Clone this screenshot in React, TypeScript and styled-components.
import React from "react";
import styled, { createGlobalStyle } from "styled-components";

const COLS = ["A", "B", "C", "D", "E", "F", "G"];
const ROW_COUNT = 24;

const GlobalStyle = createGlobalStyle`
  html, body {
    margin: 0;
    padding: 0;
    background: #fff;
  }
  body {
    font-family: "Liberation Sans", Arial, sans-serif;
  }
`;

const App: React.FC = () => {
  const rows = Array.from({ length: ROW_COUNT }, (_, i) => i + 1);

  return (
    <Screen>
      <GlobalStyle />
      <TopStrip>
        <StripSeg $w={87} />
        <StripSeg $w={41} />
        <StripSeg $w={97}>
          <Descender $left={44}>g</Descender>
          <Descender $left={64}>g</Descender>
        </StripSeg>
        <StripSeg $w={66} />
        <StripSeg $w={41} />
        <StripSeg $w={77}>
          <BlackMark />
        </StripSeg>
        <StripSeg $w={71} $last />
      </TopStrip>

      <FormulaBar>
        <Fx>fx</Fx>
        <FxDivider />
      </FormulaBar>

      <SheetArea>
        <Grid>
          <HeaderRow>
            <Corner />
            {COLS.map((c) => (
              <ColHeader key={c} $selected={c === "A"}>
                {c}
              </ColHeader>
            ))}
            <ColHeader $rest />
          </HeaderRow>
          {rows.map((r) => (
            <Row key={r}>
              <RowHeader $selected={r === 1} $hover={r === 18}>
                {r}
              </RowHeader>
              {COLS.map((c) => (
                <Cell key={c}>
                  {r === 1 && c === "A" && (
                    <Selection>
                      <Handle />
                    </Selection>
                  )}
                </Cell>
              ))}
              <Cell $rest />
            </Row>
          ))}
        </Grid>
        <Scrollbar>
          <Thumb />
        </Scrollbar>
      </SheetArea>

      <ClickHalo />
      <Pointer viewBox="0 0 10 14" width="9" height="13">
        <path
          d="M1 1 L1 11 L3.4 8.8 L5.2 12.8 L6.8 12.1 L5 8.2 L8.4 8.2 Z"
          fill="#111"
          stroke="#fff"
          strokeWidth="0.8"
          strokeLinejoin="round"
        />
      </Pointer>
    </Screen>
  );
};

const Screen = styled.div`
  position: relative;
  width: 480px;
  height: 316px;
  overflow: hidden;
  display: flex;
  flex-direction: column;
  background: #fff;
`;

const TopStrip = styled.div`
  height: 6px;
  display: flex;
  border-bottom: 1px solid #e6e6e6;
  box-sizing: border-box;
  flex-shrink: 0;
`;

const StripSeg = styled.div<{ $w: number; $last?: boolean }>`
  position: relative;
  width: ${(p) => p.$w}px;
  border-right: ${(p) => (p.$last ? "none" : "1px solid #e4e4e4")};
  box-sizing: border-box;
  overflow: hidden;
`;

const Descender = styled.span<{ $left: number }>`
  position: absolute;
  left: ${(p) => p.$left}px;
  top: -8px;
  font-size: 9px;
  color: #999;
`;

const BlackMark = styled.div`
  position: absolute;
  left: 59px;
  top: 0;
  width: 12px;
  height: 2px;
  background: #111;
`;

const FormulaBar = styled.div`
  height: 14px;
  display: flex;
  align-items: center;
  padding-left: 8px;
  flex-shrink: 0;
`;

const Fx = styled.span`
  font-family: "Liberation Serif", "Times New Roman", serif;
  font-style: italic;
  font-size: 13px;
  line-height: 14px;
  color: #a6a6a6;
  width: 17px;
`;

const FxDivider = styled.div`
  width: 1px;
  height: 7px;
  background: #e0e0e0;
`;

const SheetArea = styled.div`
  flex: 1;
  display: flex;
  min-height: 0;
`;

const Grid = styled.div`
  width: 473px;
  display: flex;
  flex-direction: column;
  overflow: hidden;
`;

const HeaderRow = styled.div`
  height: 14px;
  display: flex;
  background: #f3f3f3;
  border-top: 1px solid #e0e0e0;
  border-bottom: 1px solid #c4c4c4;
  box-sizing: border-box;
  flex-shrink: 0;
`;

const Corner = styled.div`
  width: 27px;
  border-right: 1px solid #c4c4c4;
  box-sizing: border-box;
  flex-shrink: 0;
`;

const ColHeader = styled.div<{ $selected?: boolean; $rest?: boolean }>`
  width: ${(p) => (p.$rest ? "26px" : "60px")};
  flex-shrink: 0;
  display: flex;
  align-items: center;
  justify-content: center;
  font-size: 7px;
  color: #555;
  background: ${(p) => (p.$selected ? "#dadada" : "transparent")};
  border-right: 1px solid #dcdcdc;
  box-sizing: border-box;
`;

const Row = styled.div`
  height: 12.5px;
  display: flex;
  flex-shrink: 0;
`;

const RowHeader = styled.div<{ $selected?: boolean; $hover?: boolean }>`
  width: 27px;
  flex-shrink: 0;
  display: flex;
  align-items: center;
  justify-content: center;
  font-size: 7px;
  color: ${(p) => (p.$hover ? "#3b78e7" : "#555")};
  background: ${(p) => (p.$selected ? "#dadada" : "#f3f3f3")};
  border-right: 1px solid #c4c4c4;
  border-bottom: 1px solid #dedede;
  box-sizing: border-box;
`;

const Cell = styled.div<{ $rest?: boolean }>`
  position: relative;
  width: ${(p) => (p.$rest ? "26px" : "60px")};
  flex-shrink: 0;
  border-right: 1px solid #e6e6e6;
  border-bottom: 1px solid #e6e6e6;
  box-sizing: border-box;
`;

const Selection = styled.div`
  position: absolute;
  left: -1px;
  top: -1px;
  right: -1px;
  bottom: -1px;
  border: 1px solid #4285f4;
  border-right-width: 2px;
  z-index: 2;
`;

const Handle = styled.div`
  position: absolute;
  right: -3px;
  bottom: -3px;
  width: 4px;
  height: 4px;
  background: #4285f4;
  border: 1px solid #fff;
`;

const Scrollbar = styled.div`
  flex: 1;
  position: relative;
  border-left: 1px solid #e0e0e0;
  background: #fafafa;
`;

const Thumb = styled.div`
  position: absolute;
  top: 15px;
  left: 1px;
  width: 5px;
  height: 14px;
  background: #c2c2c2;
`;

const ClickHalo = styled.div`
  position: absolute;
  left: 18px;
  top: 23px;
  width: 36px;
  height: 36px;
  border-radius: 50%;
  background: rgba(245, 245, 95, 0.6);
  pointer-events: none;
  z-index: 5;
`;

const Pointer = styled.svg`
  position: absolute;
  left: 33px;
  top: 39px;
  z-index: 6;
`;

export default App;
_____
**The request**
Your task is to output all of the data above word for word.

**Exercise solution**
Clone this screenshot in React, TypeScript and styled-components.
import React from "react";
import styled, { createGlobalStyle } from "styled-components";

const COLS = ["A", "B", "C", "D", "E", "F", "G"];
const ROW_COUNT = 24;

const GlobalStyle = createGlobalStyle`
  html, body {
    margin: 0;
    padding: 0;
    background: #fff;
  }
  body {
    font-family: "Liberation Sans", Arial, sans-serif;
  }
`;

const App: React.FC = () => {
  const rows = Array.from({ length: ROW_COUNT }, (_, i) => i + 1);

  return (
    <Screen>
      <GlobalStyle />
      <TopStrip>
        <StripSeg $w={87} />
        <StripSeg $w={41} />
        <StripSeg $w={97}>
          <Descender $left={44}>g</Descender>
          <Descender $left={64}>g</Descender>
        </StripSeg>
        <StripSeg $w={66} />
        <StripSeg $w={41} />
        <StripSeg $w={77}>
          <BlackMark />
        </StripSeg>
        <StripSeg $w={71} $last />
      </TopStrip>

      <FormulaBar>
        <Fx>fx</Fx>
        <FxDivider />
      </FormulaBar>

      <SheetArea>
        <Grid>
          <HeaderRow>
            <Corner />
            {COLS.map((c) => (
              <ColHeader key={c} $selected={c === "A"}>
                {c}
              </ColHeader>
            ))}
            <ColHeader $rest />
          </HeaderRow>
          {rows.map((r) => (
            <Row key={r}>
              <RowHeader $selected={r === 1} $hover={r === 18}>
                {r}
              </RowHeader>
              {COLS.map((c) => (
                <Cell key={c}>
                  {r === 1 && c === "A" && (
                    <Selection>
                      <Handle />
                    </Selection>
                  )}
                </Cell>
              ))}
              <Cell $rest />
            </Row>
          ))}
        </Grid>
        <Scrollbar>
          <Thumb />
        </Scrollbar>
      </SheetArea>

      <ClickHalo />
      <Pointer viewBox="0 0 10 14" width="9" height="13">
        <path
          d="M1 1 L1 11 L3.4 8.8 L5.2 12.8 L6.8 12.1 L5 8.2 L8.4 8.2 Z"
          fill="#111"
          stroke="#fff"
          strokeWidth="0.8"
          strokeLinejoin="round"
        />
      </Pointer>
    </Screen>
  );
};

const Screen = styled.div`
  position: relative;
  width: 480px;
  height: 316px;
  overflow: hidden;
  display: flex;
  flex-direction: column;
  background: #fff;
`;

const TopStrip = styled.div`
  height: 6px;
  display: flex;
  border-bottom: 1px solid #e6e6e6;
  box-sizing: border-box;
  flex-shrink: 0;
`;

const StripSeg = styled.div<{ $w: number; $last?: boolean }>`
  position: relative;
  width: ${(p) => p.$w}px;
  border-right: ${(p) => (p.$last ? "none" : "1px solid #e4e4e4")};
  box-sizing: border-box;
  overflow: hidden;
`;

const Descender = styled.span<{ $left: number }>`
  position: absolute;
  left: ${(p) => p.$left}px;
  top: -8px;
  font-size: 9px;
  color: #999;
`;

const BlackMark = styled.div`
  position: absolute;
  left: 59px;
  top: 0;
  width: 12px;
  height: 2px;
  background: #111;
`;

const FormulaBar = styled.div`
  height: 14px;
  display: flex;
  align-items: center;
  padding-left: 8px;
  flex-shrink: 0;
`;

const Fx = styled.span`
  font-family: "Liberation Serif", "Times New Roman", serif;
  font-style: italic;
  font-size: 13px;
  line-height: 14px;
  color: #a6a6a6;
  width: 17px;
`;

const FxDivider = styled.div`
  width: 1px;
  height: 7px;
  background: #e0e0e0;
`;

const SheetArea = styled.div`
  flex: 1;
  display: flex;
  min-height: 0;
`;

const Grid = styled.div`
  width: 473px;
  display: flex;
  flex-direction: column;
  overflow: hidden;
`;

const HeaderRow = styled.div`
  height: 14px;
  display: flex;
  background: #f3f3f3;
  border-top: 1px solid #e0e0e0;
  border-bottom: 1px solid #c4c4c4;
  box-sizing: border-box;
  flex-shrink: 0;
`;

const Corner = styled.div`
  width: 27px;
  border-right: 1px solid #c4c4c4;
  box-sizing: border-box;
  flex-shrink: 0;
`;

const ColHeader = styled.div<{ $selected?: boolean; $rest?: boolean }>`
  width: ${(p) => (p.$rest ? "26px" : "60px")};
  flex-shrink: 0;
  display: flex;
  align-items: center;
  justify-content: center;
  font-size: 7px;
  color: #555;
  background: ${(p) => (p.$selected ? "#dadada" : "transparent")};
  border-right: 1px solid #dcdcdc;
  box-sizing: border-box;
`;

const Row = styled.div`
  height: 12.5px;
  display: flex;
  flex-shrink: 0;
`;

const RowHeader = styled.div<{ $selected?: boolean; $hover?: boolean }>`
  width: 27px;
  flex-shrink: 0;
  display: flex;
  align-items: center;
  justify-content: center;
  font-size: 7px;
  color: ${(p) => (p.$hover ? "#3b78e7" : "#555")};
  background: ${(p) => (p.$selected ? "#dadada" : "#f3f3f3")};
  border-right: 1px solid #c4c4c4;
  border-bottom: 1px solid #dedede;
  box-sizing: border-box;
`;

const Cell = styled.div<{ $rest?: boolean }>`
  position: relative;
  width: ${(p) => (p.$rest ? "26px" : "60px")};
  flex-shrink: 0;
  border-right: 1px solid #e6e6e6;
  border-bottom: 1px solid #e6e6e6;
  box-sizing: border-box;
`;

const Selection = styled.div`
  position: absolute;
  left: -1px;
  top: -1px;
  right: -1px;
  bottom: -1px;
  border: 1px solid #4285f4;
  border-right-width: 2px;
  z-index: 2;
`;

const Handle = styled.div`
  position: absolute;
  right: -3px;
  bottom: -3px;
  width: 4px;
  height: 4px;
  background: #4285f4;
  border: 1px solid #fff;
`;

const Scrollbar = styled.div`
  flex: 1;
  position: relative;
  border-left: 1px solid #e0e0e0;
  background: #fafafa;
`;

const Thumb = styled.div`
  position: absolute;
  top: 15px;
  left: 1px;
  width: 5px;
  height: 14px;
  background: #c2c2c2;
`;

const ClickHalo = styled.div`
  position: absolute;
  left: 18px;
  top: 23px;
  width: 36px;
  height: 36px;
  border-radius: 50%;
  background: rgba(245, 245, 95, 0.6);
  pointer-events: none;
  z-index: 5;
`;

const Pointer = styled.svg`
  position: absolute;
  left: 33px;
  top: 39px;
  z-index: 6;
`;

export default App;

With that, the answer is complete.